On a sunny, clear Friday afternoon in Helena, more than 50 people turned out for a Pride Shabbat celebration on the grass grounds of Temple Emanu-El.

The Montana Jewish Project hosted the Pride Shabbat celebration, aimed at bringing the community together. It was a festive, joyful event with serious undertones. On Friday, discussion at the Pride Shabbat dove into the connections between Montana’s LGBTQ and Jewish communities and the issues they face.

Greg Holzman, a Montana Jewish Project board member, said it was easy to “get lost” in what’s happening nationally and the world, calling it “overwhelming and very challenging.” Holzman also connected anti-Semitism, Islamophobia and discrimination against LGBTQ+ people.

Anger and discrimination aimed at those two communities often comes from the same place, he said.

“It all kind of comes from and plays in the same playground,” Holzman said.

He added that events like the Pride Shabbat are a way to bring a little control back and bring people together.
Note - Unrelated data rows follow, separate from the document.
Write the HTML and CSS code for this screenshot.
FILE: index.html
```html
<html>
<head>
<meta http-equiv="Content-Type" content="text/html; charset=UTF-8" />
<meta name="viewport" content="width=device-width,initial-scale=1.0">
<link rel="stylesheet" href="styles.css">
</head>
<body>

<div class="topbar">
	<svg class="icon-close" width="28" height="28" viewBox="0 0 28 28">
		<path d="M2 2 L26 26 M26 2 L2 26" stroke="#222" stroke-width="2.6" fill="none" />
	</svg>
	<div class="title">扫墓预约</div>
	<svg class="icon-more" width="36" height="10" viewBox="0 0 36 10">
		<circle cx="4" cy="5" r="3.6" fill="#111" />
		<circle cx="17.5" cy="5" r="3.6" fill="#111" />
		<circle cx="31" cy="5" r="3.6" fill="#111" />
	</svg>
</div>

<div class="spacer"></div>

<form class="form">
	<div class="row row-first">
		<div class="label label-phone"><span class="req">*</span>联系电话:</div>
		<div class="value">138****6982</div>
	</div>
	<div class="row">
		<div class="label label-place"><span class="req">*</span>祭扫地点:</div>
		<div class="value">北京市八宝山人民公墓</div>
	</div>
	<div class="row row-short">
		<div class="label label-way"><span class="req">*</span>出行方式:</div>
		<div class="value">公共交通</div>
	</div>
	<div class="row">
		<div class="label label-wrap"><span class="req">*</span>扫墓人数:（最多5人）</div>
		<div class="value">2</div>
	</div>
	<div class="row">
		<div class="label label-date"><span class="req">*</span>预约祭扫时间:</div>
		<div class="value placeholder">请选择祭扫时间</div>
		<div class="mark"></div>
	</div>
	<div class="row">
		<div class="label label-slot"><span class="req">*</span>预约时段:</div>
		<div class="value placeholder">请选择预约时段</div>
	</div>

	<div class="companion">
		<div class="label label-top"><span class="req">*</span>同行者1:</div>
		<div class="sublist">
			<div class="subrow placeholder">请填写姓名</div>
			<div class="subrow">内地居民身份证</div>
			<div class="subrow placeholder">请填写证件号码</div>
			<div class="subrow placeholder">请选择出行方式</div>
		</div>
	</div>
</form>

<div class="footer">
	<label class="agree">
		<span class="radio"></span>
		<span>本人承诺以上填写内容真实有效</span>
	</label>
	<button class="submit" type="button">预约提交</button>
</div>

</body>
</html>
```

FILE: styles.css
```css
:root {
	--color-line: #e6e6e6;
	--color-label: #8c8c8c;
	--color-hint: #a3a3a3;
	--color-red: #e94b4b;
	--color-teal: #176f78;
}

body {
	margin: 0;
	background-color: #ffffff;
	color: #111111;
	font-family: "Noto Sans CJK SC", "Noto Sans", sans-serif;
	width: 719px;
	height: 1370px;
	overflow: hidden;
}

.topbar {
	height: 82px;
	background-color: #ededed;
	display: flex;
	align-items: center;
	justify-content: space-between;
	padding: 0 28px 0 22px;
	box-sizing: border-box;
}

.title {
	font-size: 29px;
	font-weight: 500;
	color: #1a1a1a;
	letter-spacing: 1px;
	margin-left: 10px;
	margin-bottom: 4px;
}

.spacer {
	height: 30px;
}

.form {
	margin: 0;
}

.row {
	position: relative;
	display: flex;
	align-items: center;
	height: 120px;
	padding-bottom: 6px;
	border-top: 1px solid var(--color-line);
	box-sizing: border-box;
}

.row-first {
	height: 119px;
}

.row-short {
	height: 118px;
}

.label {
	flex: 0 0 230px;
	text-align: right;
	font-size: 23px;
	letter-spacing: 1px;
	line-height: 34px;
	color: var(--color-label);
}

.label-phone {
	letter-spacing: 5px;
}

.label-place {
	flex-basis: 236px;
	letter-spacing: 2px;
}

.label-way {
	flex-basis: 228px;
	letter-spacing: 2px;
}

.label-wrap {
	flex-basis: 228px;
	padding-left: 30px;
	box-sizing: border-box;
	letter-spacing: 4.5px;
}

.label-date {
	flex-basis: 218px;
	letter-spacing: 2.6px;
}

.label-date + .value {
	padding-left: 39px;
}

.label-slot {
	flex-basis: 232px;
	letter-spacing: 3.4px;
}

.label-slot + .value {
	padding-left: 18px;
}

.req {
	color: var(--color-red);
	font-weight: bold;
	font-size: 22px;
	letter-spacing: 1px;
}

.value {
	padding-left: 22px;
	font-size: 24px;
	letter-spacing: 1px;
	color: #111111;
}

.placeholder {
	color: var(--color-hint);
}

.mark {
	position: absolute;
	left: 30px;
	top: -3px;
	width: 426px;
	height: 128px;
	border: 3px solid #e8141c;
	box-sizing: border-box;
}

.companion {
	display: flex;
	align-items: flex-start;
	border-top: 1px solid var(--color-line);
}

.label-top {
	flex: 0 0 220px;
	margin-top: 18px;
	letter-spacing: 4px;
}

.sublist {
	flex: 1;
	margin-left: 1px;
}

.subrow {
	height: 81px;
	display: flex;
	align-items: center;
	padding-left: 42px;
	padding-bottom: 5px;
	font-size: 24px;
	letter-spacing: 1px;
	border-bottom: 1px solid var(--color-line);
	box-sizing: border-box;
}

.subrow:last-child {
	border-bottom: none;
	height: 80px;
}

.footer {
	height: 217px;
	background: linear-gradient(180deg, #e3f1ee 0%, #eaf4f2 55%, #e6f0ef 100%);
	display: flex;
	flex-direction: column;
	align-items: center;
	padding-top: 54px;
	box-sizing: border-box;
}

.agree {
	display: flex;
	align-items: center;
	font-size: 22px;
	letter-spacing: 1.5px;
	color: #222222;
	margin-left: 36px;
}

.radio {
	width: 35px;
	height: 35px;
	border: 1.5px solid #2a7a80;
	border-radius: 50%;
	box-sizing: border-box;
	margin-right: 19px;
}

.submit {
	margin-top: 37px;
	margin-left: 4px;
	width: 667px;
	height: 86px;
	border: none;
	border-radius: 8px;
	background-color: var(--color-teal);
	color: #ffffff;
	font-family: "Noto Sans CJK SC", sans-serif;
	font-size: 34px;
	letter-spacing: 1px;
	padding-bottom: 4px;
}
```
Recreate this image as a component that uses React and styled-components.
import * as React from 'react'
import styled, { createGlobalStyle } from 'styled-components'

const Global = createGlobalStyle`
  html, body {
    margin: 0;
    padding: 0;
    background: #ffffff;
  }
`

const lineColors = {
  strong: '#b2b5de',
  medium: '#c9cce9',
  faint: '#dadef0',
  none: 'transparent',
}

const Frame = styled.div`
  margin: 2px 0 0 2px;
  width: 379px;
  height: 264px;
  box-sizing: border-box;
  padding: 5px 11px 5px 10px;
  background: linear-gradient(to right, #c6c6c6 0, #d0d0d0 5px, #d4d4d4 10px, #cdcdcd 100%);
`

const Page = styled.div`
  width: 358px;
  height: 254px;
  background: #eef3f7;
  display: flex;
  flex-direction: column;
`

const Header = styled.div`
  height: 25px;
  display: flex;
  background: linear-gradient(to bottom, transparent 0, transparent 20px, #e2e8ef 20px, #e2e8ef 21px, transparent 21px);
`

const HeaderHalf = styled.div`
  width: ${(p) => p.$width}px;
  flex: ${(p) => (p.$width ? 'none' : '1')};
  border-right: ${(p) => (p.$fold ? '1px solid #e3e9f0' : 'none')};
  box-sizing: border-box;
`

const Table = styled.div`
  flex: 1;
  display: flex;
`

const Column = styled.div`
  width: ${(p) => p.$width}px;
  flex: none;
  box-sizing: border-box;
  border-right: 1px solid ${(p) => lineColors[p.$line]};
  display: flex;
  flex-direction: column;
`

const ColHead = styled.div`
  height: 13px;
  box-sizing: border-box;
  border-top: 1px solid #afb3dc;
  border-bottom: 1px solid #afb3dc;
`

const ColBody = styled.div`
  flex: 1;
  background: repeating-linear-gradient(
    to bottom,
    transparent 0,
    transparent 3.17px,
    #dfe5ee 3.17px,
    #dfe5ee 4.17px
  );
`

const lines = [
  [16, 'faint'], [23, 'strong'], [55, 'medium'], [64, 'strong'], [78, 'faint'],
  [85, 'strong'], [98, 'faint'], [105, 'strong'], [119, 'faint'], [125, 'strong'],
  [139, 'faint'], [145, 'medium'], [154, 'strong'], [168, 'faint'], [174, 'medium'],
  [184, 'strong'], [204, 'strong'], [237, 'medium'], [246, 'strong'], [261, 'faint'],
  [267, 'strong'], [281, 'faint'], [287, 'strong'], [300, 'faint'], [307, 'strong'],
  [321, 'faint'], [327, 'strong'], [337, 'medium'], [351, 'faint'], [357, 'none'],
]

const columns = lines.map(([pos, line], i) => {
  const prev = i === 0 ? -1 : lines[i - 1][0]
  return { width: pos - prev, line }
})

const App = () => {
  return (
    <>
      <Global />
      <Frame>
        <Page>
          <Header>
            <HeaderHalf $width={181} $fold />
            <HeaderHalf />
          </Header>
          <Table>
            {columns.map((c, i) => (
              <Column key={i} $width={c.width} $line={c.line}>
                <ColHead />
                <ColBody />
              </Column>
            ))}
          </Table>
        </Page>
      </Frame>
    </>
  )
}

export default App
Temple Emanu-El has become a gathering place for members of the Jewish faith and the building is steeped deep in Helena and state history. It’s now a museum and a place to talk about current topics.
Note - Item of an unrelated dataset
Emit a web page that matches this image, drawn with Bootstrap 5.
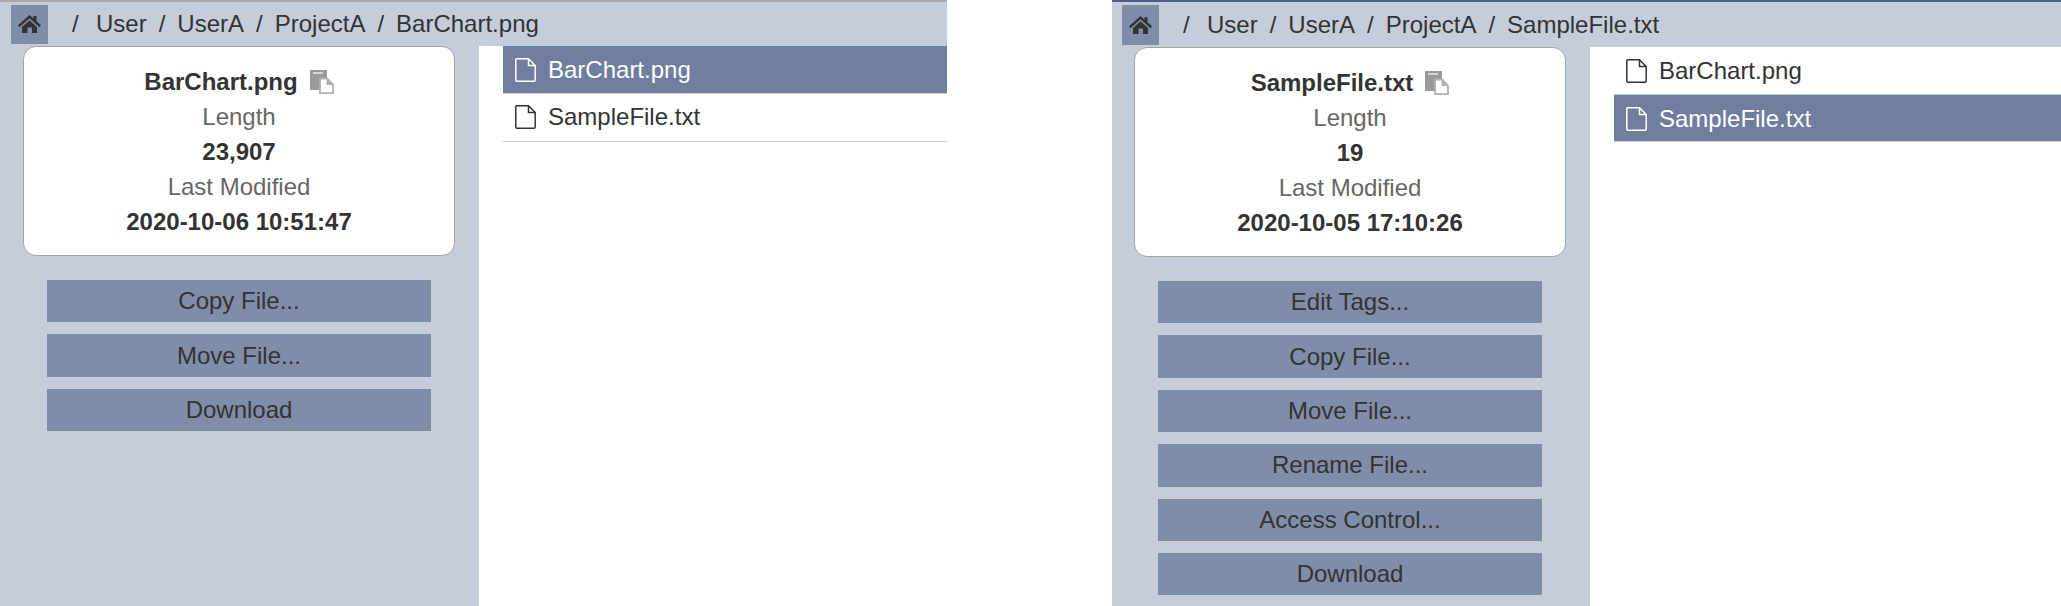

“LGBTQ community members have been part of the MJP story from the very beginning, not just supporting it, but helping shape what we’ve become,” said Rebecca Stanfel, a member of the organization. “This event is one way to honor that legacy.”

According to a 2023 poll conducted by the Public Religion Research Institute, 80% of Jewish people support same-sex marriage. The only two groups higher were Buddhists (82%) and Americans who are religiously unaffiliated (86%).

A Helena Police Officer was on duty watching and protecting the event and several attendees spoke about threats members of the Jewish community has received, a longstanding issue in Montana.

Erin Vang, a member of the Montana Jewish Project, spoke about the localization of some of the major issues impacting minority communities. She pointed to the Stonewall Riots as a point where people said they “had enough.”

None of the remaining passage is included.